The three individuals caught trafficking the drug that is 50x more powerful than morphine were from upstate Pennsylvania, and were they not caught, would have worsened the opioid epidemic in Carroll where fatalities are already up 650% over the last decade, surging from 8 deaths in 2011, to 60 in 2021, per blended data from the Carroll County Health Department and Carroll Community College.
And it is fentanyl driving the increase, accounting for not one single death as recently as 2011, but now 72% of them in 2022, per calculated data available from the Sheriff’s Overdose Investigative Summary Report.
The drug’s precursor chemicals are exported from China into Mexico, where they are materialized then smuggled across a porous southern border for eventual distribution up and down the I-95 corridor, including into Maryland, where statewide deaths from it are up an unfathomable 6700% the last decade.

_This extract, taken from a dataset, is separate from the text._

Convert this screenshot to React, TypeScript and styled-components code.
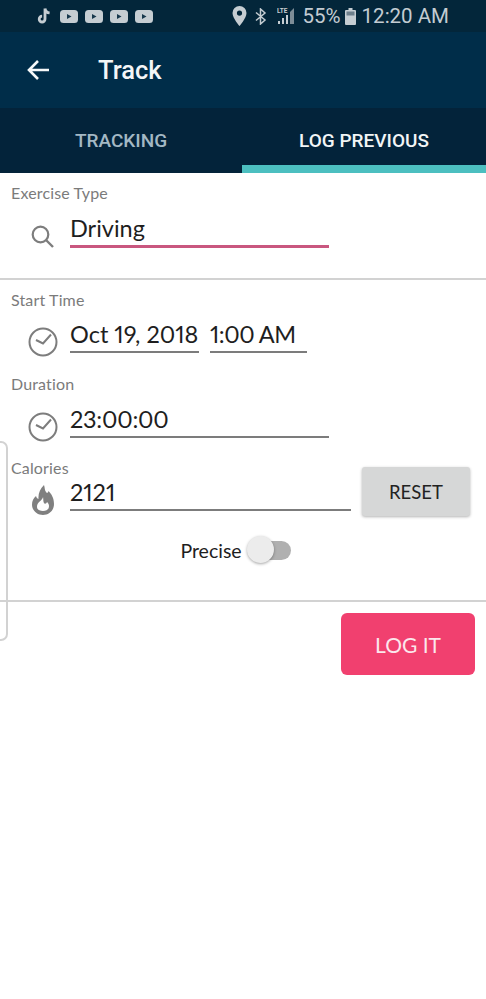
import styled, { createGlobalStyle } from "styled-components";

const GlobalStyle = createGlobalStyle`
  html, body {
    margin: 0;
    padding: 0;
    background: #fff;
  }
  * {
    box-sizing: border-box;
  }
`;

const Page = styled.div`
  position: relative;
  width: 486px;
  height: 999px;
  overflow: hidden;
  background: #fff;
  font-family: Lato, "Open Sans", sans-serif;
  color: #1d1d1d;
`;

const StatusBar = styled.div`
  height: 32px;
  background: #03263a;
  display: flex;
  align-items: center;
  justify-content: space-between;
  padding: 0 37px 0 37px;
  color: #c3ccd2;
  font-family: Roboto, sans-serif;
`;

const IconGroup = styled.div<{ $gap: number }>`
  display: flex;
  align-items: center;
  gap: ${(p) => p.$gap}px;
`;

const StatusItem = styled.span<{ $left?: number }>`
  display: flex;
  align-items: center;
  font-size: 20.5px;
  line-height: 32px;
  margin-left: ${(p) => p.$left ?? 0}px;
`;

const AppBar = styled.div`
  height: 76px;
  background: #002d49;
  display: flex;
  align-items: center;
  padding-left: 26px;
  gap: 48px;
`;

const Title = styled.h1`
  margin: 0;
  font-family: Roboto, sans-serif;
  font-size: 25.5px;
  font-weight: 500;
  color: #f4f6f7;
`;

const Tabs = styled.div`
  height: 65px;
  background: #03233a;
  display: grid;
  grid-template-columns: 242px 244px;
`;

const Tab = styled.div<{ $active?: boolean }>`
  display: flex;
  align-items: center;
  justify-content: center;
  padding-top: 8px;
  font-family: Roboto, sans-serif;
  font-size: 19px;
  font-weight: 500;
  color: ${(p) => (p.$active ? "#f2f5f6" : "#a3b8c4")};
  border-bottom: 8px solid ${(p) => (p.$active ? "#4cbfc0" : "transparent")};
`;

const Section = styled.section<{ $height: number }>`
  height: ${(p) => p.$height}px;
  padding: 11px 11px 0;
  border-bottom: 2px solid #d2d2d2;
`;

const Label = styled.div<{ $top?: number }>`
  font-size: 16px;
  letter-spacing: 0.15px;
  line-height: 18px;
  color: #7b7b7b;
  margin-top: ${(p) => p.$top ?? 0}px;
`;

const FieldRow = styled.div<{ $top?: number }>`
  display: flex;
  align-items: flex-end;
  margin-top: ${(p) => p.$top ?? 0}px;
`;

const IconSlot = styled.div<{ $right: number; $drop?: number }>`
  width: 59px;
  display: flex;
  justify-content: flex-end;
  padding-right: ${(p) => p.$right}px;
  margin-bottom: ${(p) => -(p.$drop ?? 0)}px;
`;

const Field = styled.div<{
  $width: number;
  $focused?: boolean;
  $left?: number;
  $tracking?: number;
}>`
  width: ${(p) => p.$width}px;
  margin-left: ${(p) => p.$left ?? 0}px;
  font-size: 23.5px;
  font-variant-numeric: proportional-nums;
  letter-spacing: ${(p) => p.$tracking ?? 0}px;
  line-height: 32px;
  color: #1e1e1e;
  white-space: nowrap;
  border-bottom: ${(p) => (p.$focused ? "3px solid #c9577f" : "2px solid #7c7c7c")};
  padding-bottom: 1px;
`;

const ResetButton = styled.button`
  width: 108px;
  height: 49px;
  margin: 0 0 -5px 11px;
  border: none;
  border-radius: 3px;
  background: #d6d7d7;
  box-shadow: 0 1px 3px rgba(0, 0, 0, 0.3);
  font-family: inherit;
  font-size: 18.5px;
  color: #222;
`;

const PreciseRow = styled.div`
  display: flex;
  align-items: center;
  justify-content: center;
  gap: 5px;
  margin: 25px 0 0 -15px;
  font-size: 19.5px;
  color: #1e1e1e;
`;

const Switch = styled.div`
  position: relative;
  width: 44px;
  height: 28px;
  display: flex;
  align-items: center;
  justify-content: flex-end;
`;

const SwitchTrack = styled.div`
  width: 36px;
  height: 19px;
  border-radius: 10px;
  background: #b0b0b0;
`;

const SwitchThumb = styled.div`
  position: absolute;
  left: 0;
  top: 0;
  width: 27px;
  height: 27px;
  border-radius: 50%;
  background: #ececec;
  box-shadow: 0 1px 3px rgba(0, 0, 0, 0.35);
`;

const Actions = styled.div`
  display: flex;
  justify-content: flex-end;
  padding: 11px 11px 0 0;
`;

const LogButton = styled.button`
  width: 134px;
  height: 62px;
  border: none;
  border-radius: 6px;
  background: #f1406f;
  font-family: inherit;
  font-size: 21px;
  color: #fbe7ec;
`;

const EdgeHandle = styled.div`
  position: absolute;
  left: -6px;
  top: 441px;
  width: 14px;
  height: 200px;
  border: 2px solid #d2d2d2;
  border-radius: 8px;
  background: transparent;
`;

const YouTubeIcon = () => (
  <svg width="18" height="13" viewBox="0 0 18 13">
    <rect width="18" height="13" rx="3.5" fill="#c5cdd2" />
    <path d="M7 4l4.5 2.5L7 9z" fill="#17384c" />
  </svg>
);

const TikTokIcon = () => (
  <svg width="16" height="18" viewBox="0 0 16 18">
    <path
      d="M8 1.5v10.6a2.9 2.9 0 1 1-2.9-2.9M8 1.500c.3 2.7 2 4.200 4.600 4.400"
      fill="none"
      stroke="#c5cdd2"
      strokeWidth="2.8"
    />
  </svg>
);

const PinIcon = () => (
  <svg width="15" height="20" viewBox="0 0 15 20">
    <path
      fillRule="evenodd"
      d="M7.5 0A7 7 0 0 0 .5 7c0 5 7 13 7 13s7-8 7-13a7 7 0 0 0-7-7zm0 4.5a2.6 2.6 0 1 1 0 5.2 2.6 2.6 0 0 1 0-5.2z"
      fill="#c5cdd2"
    />
  </svg>
);

const BluetoothIcon = () => (
  <svg width="12" height="17" viewBox="0 0 12 17">
    <path
      d="M1 4.5l9 7.5-4.500 4V1l4.500 4-9 7.500"
      fill="none"
      stroke="#c5cdd2"
      strokeWidth="1.5"
    />
  </svg>
);

const SignalIcon = () => (
  <svg width="18" height="18" viewBox="0 0 18 18">
    <text x="0" y="6" fontSize="6.500" fontWeight="700" fontFamily="Roboto, sans-serif" fill="#c5cdd2">
      LTE
    </text>
    <path d="M1 17h2v-3H1zM5 17h2v-6H5zM9 17h2V8H9z" fill="#c5cdd2" />
    <path d="M13 17h4V1l-4 4z" fill="#7d8d97" />
  </svg>
);

const BatteryIcon = () => (
  <svg width="11" height="17" viewBox="0 0 11 17">
    <path d="M3.500 0h4v2h-4z" fill="#c5cdd2" />
    <rect y="2" width="11" height="15" rx="1" fill="#c5cdd2" />
    <rect x="1.500" y="3.500" width="8" height="4" fill="#6d7f8b" />
  </svg>
);

const BackIcon = () => (
  <svg width="24" height="22" viewBox="0 0 24 22">
    <path d="M23 11H3M12 2l-9 9 9 9" fill="none" stroke="#f6f8f9" strokeWidth="2.600" />
  </svg>
);

const SearchIcon = () => (
  <svg width="23" height="23" viewBox="0 0 23 23">
    <circle cx="9.500" cy="9.500" r="7.800" fill="none" stroke="#7d7d7d" strokeWidth="2.200" />
    <path d="M15 15l7 7" stroke="#7d7d7d" strokeWidth="2.400" />
  </svg>
);

const ClockIcon = () => (
  <svg width="30" height="30" viewBox="0 0 30 30">
    <circle cx="15" cy="15" r="13.500" fill="none" stroke="#7d7d7d" strokeWidth="2" />
    <path d="M8 13l7 3.500 8-9" fill="none" stroke="#7d7d7d" strokeWidth="2" />
  </svg>
);

const FlameIcon = () => (
  <svg width="22" height="30" viewBox="0 0 22 30">
    <path
      fillRule="evenodd"
      d="M12 0C13 3 12.500 5 14 7C15 8.500 16 8 16.500 6C19.500 9 22 13 22 19C22 25.500 17 30 11 30C5 30 0 25.500 0 19.500C0 16 1.500 13 4 11C4.500 12.500 5 13.500 6.500 14C6 9 8 3.500 12 0zM11 12C11 15 5 17 5 21.500C5 25 8 26 11 26C14.500 26 17 24.500 17 21C17 19 16 18 15 17C14.500 18.500 13.500 19 12.500 18.500C11 17.500 11.500 14 11 12z"
      fill="#808080"
    />
  </svg>
);

export default function App() {
  return (
    <Page>
      <GlobalStyle />
      <StatusBar>
        <IconGroup $gap={7}>
          <TikTokIcon />
          <YouTubeIcon />
          <YouTubeIcon />
          <YouTubeIcon />
          <YouTubeIcon />
        </IconGroup>
        <IconGroup $gap={0}>
          <PinIcon />
          <StatusItem $left={8}>
            <BluetoothIcon />
          </StatusItem>
          <StatusItem $left={10}>
            <SignalIcon />
          </StatusItem>
          <StatusItem $left={8}>55%</StatusItem>
          <StatusItem $left={4}>
            <BatteryIcon />
          </StatusItem>
          <StatusItem $left={6}>12:20 AM</StatusItem>
        </IconGroup>
      </StatusBar>
      <AppBar>
        <BackIcon />
        <Title>Track</Title>
      </AppBar>
      <Tabs>
        <Tab>TRACKING</Tab>
        <Tab $active>LOG PREVIOUS</Tab>
      </Tabs>

      <Section $height={107}>
        <Label>Exercise Type</Label>
        <FieldRow $top={10}>
          <IconSlot $right={16}>
            <SearchIcon />
          </IconSlot>
          <Field $width={259} $focused>
            Driving
          </Field>
        </FieldRow>
      </Section>

      <Section $height={322}>
        <Label>Start Time</Label>
        <FieldRow $top={9}>
          <IconSlot $right={12} $drop={4}>
            <ClockIcon />
          </IconSlot>
          <Field $width={129}>Oct 19, 2018</Field>
          <Field $width={97} $left={11} $tracking={-0.5}>
            1:00 AM
          </Field>
        </FieldRow>
        <Label $top={22}>Duration</Label>
        <FieldRow $top={10}>
          <IconSlot $right={12} $drop={4}>
            <ClockIcon />
          </IconSlot>
          <Field $width={259} $tracking={-0.25}>
            23:00:00
          </Field>
        </FieldRow>
        <Label $top={21}>Calories</Label>
        <FieldRow $top={-10}>
          <IconSlot $right={16} $drop={4}>
            <FlameIcon />
          </IconSlot>
          <Field $width={281}>2121</Field>
          <ResetButton>RESET</ResetButton>
        </FieldRow>
        <PreciseRow>
          Precise
          <Switch>
            <SwitchTrack />
            <SwitchThumb />
          </Switch>
        </PreciseRow>
      </Section>

      <Actions>
        <LogButton>LOG IT</LogButton>
      </Actions>
      <EdgeHandle />
    </Page>
  );
}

Commissioner Guerin announces fentanyl focus
Remarking on the fentanyl issue prior to Sheriff DeWees, was new Commissioner Michael Guerin, who implored parents to speak to their kids about the risks of unknowingly ingesting even trace amounts of the lethal opiate that is now so often laced into other drugs that are comparatively less harmful on their own.
Especially during the holiday season, Guerin reminded, when so many young people return home from college or adventuring otherwise to socialize and party with old friends and acquaintances over alcohol and other drugs.
Just so, circumstances similar to these are how the writer of this article lost a dear twenty-one year old cousin in a neighboring Maryland county just prior to Thanksgiving. It can happen so quickly.
Guerin hopes to address the epidemic in Carroll as Commissioner, announcing a formal focus on the issue, and an appointment to a statewide policy group responsible for mitigating it.
Delegate-elect Chris Tomlinson has similarly said the crisis will be one of his top legislative priorities this upcoming session in the General Assembly, one he hopes will muster bipartisan support.
And newly re-elected Board of Education Vice President Tara Battaglia counts the implementation of in-school naloxone training as one of the most meaningful achievements from her first term on the Board.
Through November of 2022, there have been 46 opioid deaths in Carroll, pacing for 50 on the year, which would mark a 16% YoY decrease from 2021.